Outra Ótica na Questão do Anti-Herói
(20 de mai. de 2020)
Aproveitando para abordar uma questão que deixei de lado no texto anterior.
Um dos problemas que eu havia citado na questão da relação do público com o anti-herói era o fato de muitos espectadores torcerem pelos protagonistas apesar de suas ações moralmente desprezíveis. Citei inclusive o fato de tantos abraçarem a filosofia de personagens como o Capitão Nascimento na vida real.
E existem também aqueles casos de pessoas incapazes de separarem a ficção da realidade, a ponto de assediarem certos atores pela forma como os papéis ficcionais deles os afetaram. Um exemplo disso foi a forma como fãs atacaram a atriz Anna Gunn por seu papel de Skyler White em Breaking Bad, a demonizando por ser um obstáculo moral no caminho de Walter White. Como se ela realmente fosse a vilã da história, ignorando completamente as mortes causadas pelo professor.
Mas existe um gênero na ficção no qual é possível se investir e até torcer para protagonistas desse cunho sem qualquer ressalva moral: comédia.
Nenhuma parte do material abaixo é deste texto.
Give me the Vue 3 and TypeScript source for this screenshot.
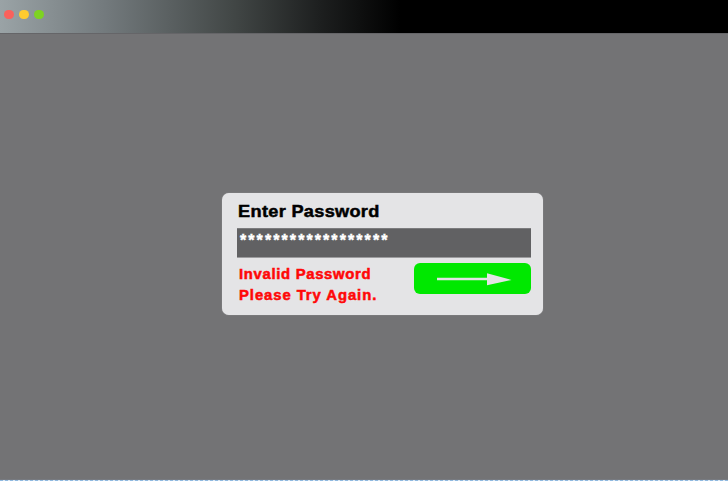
<script setup lang="ts">
import { ref } from 'vue'

const password = ref<string>('*'.repeat(18))
const messages: string[] = ['Invalid Password', 'Please Try Again.']
const controls: string[] = ['close', 'minimize', 'expand']
</script>

<template>
  <div class="window">
    <header class="titlebar">
      <span v-for="c in controls" :key="c" class="dot" :class="c"></span>
    </header>
    <main class="desktop">
      <form class="card" @submit.prevent>
        <h1 class="title">Enter Password</h1>
        <div class="field"><span class="mask">{{ password }}</span></div>
        <div class="bottom">
          <div class="error">
            <p v-for="m in messages" :key="m">{{ m }}</p>
          </div>
          <button class="submit" type="submit" aria-label="Submit">
            <svg width="117" height="31" viewBox="0 0 117 31">
              <path d="M23 16H74" stroke="#e4e4e6" stroke-width="2.6" />
              <path d="M73 10.2L97.5 17L73 22.2Z" fill="#e4e4e6" />
            </svg>
          </button>
        </div>
      </form>
    </main>
    <footer class="edge"></footer>
  </div>
</template>

<style>
body {
  margin: 0;
  overflow: hidden;
}
</style>

<style scoped>
.window {
  width: 728px;
  height: 481px;
  display: flex;
  flex-direction: column;
  background: #737375;
  font-family: "Liberation Sans", Arial, sans-serif;
  font-weight: 700;
}
.titlebar {
  box-sizing: border-box;
  height: 33px;
  flex: none;
  display: flex;
  gap: 5.4px;
  padding: 9.5px 0 0 4.3px;
  background: linear-gradient(90deg, #9aa3a6 0, #737a7d 105px, #414645 235px, #1d1f1f 320px, #000 400px);
}
.dot {
  width: 9.6px;
  height: 9.6px;
  border-radius: 50%;
}
.close { background: #fa615c; }
.minimize { background: #ffcb2f; }
.expand { background: #7ed321; }
.desktop {
  flex: 1;
  box-sizing: border-box;
  padding: 160px 0 0 222px;
  border-top: 1px solid #656568;
}
.card {
  box-sizing: border-box;
  width: 321px;
  height: 121.5px;
  margin-top: -1px;
  padding: 0 12px 0 15px;
  border-radius: 7px;
  background: #e4e4e6;
  box-shadow: 0 0 1px #b5b5b8;
}
.title {
  margin: 0;
  height: 35px;
  padding-left: 1px;
  font-size: 17px;
  line-height: 37px;
  color: #000;
  letter-spacing: 0.3px;
  white-space: nowrap;
  transform: scaleX(1.067);
  transform-origin: 0 0;
  -webkit-text-stroke: 0.5px #000;
}
.field {
  box-sizing: border-box;
  height: 30px;
  padding: 2px 0 0 3px;
  background: #616163;
  color: #fff;
  box-shadow: 0 -1px 0 #9c9c9e inset, 0 1px 0 #7c7c7e inset;
}
.mask {
  display: block;
  font-size: 16px;
  line-height: 22px;
  letter-spacing: 2.08px;
  -webkit-text-stroke: 0.4px #fff;
}
.bottom {
  display: flex;
  justify-content: space-between;
}
.error {
  width: 150px;
  padding: 6px 0 0 2px;
}
.error p {
  margin: 0;
  font-size: 14px;
  line-height: 21px;
  letter-spacing: 0.65px;
  color: #ff0808;
  white-space: nowrap;
  transform: scaleX(1.06);
  transform-origin: 0 0;
  -webkit-text-stroke: 0.5px #ff0808;
}
.error p:last-child {
  letter-spacing: 0.88px;
}
.submit {
  width: 117px;
  height: 31px;
  margin: 5px 0 0;
  padding: 0;
  border: 0;
  border-radius: 6px;
  background: #00e800;
}
.submit svg {
  display: block;
}
.edge {
  height: 2px;
  flex: none;
  border-top: 1px solid #777a80;
  box-sizing: border-box;
  background: repeating-linear-gradient(90deg, #8fb9e0 0 3px, #dce9f5 3px 5px);
}
</style>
Especificamente sátira. Quando a narrativa flerta com o ridículo, fica muito mais fácil abordar esses personagens sem perder a objetividade. Mas vou citar como exemplo uma série dramática nesse caso, cujo conteúdo se encaixa bem.
Succession é uma série recente da HBO que aborda as vidas de membros de uma família multimilionária e dona de um conglomerado midiático norte-americano (supostamente baseada na dinastia de Rupert Murdoch). Temos o patriarca envelhecido com saúde debilitada que mantém controle de suas empresas com mão de ferro, e do outro lado temos seus filhos que lutam pelo controle da mesma e tentam sair da sombra do pai, mostrando do que são capazes. É uma trama clássica hollywoodiana, mas no caso dessa série, estamos lidando com seres humanos moralmente desprezíveis em todos os aspectos.
Um aspecto interessante dessa produção é que mesmo sendo tecnicamente da categoria drama, ela acabou por empregar vários roteiristas mais conhecidos de comédia, incluindo vários veteranos da série Veep. Para quem não lembra, Veep (2012-2019) foi uma sátira da política norte-americana, focada na vice-presidente Selina Meyer (Julia Louis-Dreyfus) e sua turma de colaboradores e agentes políticos. Pessoas igualmente desprezíveis capazes de qualquer manobra para se perpetuar no poder. E é uma série hilária, escatológica e surpreendentemente verídica. Uma das melhores e mais ousadas comédias da década.
Voltando a Succession, percebemos que não são personagens com os quais a maioria do público teria capacidade de se conectar. O patamar financeiro deles os dá uma liberdade de alcance quase infinito, a tal ponto de não terem qualquer compromisso com moral ou ética. Vemos isso logo no primeiro episódio quando resolvem fazer uma aposta de o filho do jardineiro é capaz de acertar uma bola, prometendo uma recompensa de US$ 1 milhão caso consiga. Que espectador teria simpatia com personagens que agem dessa forma?
Essa brincadeira intencional com as emoções e expectativas das demais classes sociais deixa claro em que nível moral eles se encontram. A única forma de conectarmos com esses personagens é investindo no exagero e no ridículo. Cenas como o filho mais novo se masturbando na janela do escritório da empresa - um dos pontos geográficos mais altos de Nova York - ou o pai fazendo o presidente dos EUA esperar na linha telefônica de propósito são formas de extravasar essa insanidade e ainda assim manter essa objetividade. Quando a série expõe o ridículo dessa forma, ela se sobressai, mesmo sendo um drama que nos pede para investir na jornada do filho que é exonerado pelo pai. E mesmo assim, esse mesmo filho não deixa de ter seu lado sociopata.
No fim das contas, vemos entretenimento para fugir da realidade. Mas é pertinente saber separar a ficção da realidade e manter objetividade nessa relação.